[Collected data entries]
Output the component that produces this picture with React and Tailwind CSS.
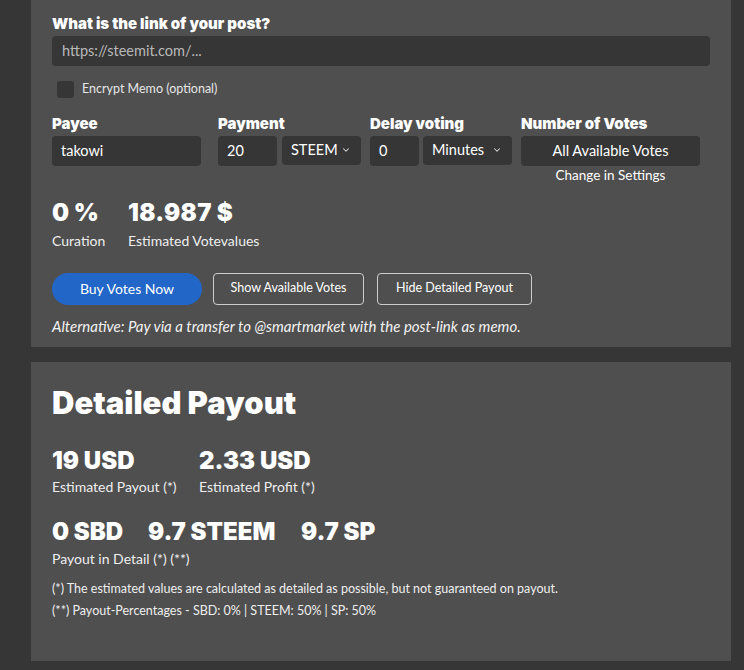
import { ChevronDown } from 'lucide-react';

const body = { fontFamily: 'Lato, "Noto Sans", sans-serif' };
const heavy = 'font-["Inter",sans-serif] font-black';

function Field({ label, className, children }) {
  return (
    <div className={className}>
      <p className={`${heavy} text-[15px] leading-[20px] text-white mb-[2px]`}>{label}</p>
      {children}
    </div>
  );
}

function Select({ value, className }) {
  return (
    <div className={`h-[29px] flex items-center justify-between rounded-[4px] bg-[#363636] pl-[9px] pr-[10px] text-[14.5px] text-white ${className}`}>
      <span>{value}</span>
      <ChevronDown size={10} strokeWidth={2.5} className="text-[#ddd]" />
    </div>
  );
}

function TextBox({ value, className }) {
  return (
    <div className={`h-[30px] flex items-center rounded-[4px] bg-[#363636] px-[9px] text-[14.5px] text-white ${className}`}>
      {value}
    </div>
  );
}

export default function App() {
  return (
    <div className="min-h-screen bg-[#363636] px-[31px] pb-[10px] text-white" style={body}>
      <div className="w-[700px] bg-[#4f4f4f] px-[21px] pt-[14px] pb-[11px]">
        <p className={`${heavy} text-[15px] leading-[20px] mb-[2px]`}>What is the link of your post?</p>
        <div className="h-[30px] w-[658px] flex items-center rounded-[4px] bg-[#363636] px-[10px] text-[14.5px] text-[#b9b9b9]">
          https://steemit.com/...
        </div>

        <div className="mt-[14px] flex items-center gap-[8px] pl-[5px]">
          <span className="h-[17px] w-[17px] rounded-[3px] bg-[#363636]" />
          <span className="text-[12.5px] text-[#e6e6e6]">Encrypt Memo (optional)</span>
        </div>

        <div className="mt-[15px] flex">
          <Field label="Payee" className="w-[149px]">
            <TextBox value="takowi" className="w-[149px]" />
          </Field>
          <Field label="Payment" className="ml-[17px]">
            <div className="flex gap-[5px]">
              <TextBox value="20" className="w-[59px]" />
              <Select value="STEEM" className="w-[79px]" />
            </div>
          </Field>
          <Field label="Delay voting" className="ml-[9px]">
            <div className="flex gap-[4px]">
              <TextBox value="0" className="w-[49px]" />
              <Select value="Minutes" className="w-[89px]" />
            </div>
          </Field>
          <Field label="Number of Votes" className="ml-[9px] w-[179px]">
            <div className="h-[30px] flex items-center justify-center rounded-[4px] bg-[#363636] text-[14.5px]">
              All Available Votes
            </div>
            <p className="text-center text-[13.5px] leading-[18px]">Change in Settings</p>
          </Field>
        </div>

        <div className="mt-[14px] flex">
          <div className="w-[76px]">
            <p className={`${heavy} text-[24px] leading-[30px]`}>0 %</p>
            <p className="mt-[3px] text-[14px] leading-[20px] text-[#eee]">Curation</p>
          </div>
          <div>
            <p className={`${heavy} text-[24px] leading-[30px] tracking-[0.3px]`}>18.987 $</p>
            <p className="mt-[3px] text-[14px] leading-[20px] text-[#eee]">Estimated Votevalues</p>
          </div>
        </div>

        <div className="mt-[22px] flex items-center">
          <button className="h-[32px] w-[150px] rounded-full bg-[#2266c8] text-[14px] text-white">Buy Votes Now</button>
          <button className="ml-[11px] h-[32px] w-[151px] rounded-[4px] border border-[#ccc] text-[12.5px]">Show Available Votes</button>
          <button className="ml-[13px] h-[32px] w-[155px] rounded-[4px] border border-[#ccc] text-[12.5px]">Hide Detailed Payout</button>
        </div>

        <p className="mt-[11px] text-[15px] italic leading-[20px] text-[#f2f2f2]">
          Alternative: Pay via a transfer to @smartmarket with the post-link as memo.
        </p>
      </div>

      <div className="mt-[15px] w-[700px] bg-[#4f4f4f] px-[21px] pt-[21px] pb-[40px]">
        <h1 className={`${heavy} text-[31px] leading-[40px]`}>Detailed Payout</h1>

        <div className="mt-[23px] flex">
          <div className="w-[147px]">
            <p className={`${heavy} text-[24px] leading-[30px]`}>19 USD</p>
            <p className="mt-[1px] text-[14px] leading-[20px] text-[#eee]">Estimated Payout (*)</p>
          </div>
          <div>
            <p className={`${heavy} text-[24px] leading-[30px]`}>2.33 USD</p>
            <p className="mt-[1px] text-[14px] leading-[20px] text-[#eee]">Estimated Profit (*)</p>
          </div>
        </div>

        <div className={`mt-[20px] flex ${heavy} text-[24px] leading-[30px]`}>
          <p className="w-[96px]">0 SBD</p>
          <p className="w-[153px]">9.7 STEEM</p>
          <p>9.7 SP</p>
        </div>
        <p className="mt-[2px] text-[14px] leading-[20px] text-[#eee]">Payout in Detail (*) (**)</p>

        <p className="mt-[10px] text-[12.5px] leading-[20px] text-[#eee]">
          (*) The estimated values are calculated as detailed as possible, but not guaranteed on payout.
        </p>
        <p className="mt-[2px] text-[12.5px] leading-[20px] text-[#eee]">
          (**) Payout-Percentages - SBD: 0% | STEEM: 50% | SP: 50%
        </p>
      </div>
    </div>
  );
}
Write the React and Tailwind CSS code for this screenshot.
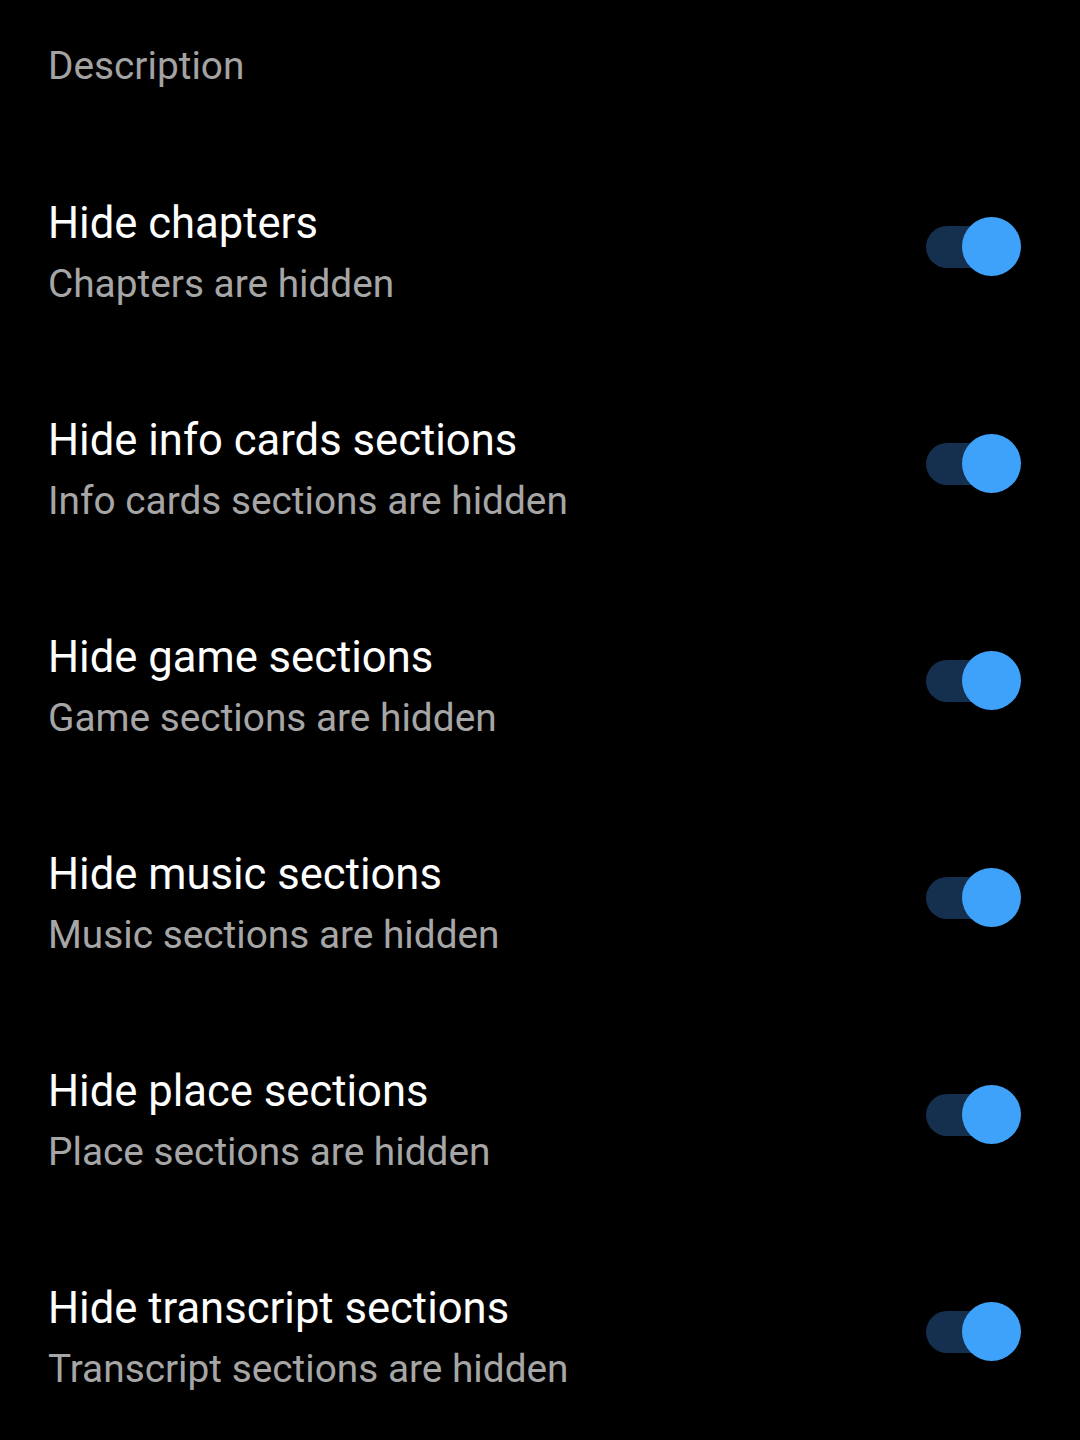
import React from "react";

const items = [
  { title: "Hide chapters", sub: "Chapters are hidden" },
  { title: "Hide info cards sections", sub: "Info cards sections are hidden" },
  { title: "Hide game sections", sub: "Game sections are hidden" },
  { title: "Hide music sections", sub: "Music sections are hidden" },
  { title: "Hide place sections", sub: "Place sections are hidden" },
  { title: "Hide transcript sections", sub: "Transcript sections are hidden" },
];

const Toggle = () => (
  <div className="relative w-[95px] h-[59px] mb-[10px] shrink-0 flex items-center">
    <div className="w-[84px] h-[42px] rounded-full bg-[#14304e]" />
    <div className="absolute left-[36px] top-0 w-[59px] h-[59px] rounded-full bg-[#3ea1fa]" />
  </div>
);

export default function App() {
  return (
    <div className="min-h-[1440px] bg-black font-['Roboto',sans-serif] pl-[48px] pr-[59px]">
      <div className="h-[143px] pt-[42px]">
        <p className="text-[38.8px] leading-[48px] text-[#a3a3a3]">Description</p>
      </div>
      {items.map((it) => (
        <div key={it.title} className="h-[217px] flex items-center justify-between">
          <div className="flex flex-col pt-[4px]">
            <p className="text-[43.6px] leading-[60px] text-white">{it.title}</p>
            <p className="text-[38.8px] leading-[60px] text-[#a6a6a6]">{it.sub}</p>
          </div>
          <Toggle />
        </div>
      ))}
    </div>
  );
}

— Written request —
For each line above that contains the word "Tailwind", copy that line.

— Exercise answer —
Output the component that produces this picture with React and Tailwind CSS.
Write the React and Tailwind CSS code for this screenshot.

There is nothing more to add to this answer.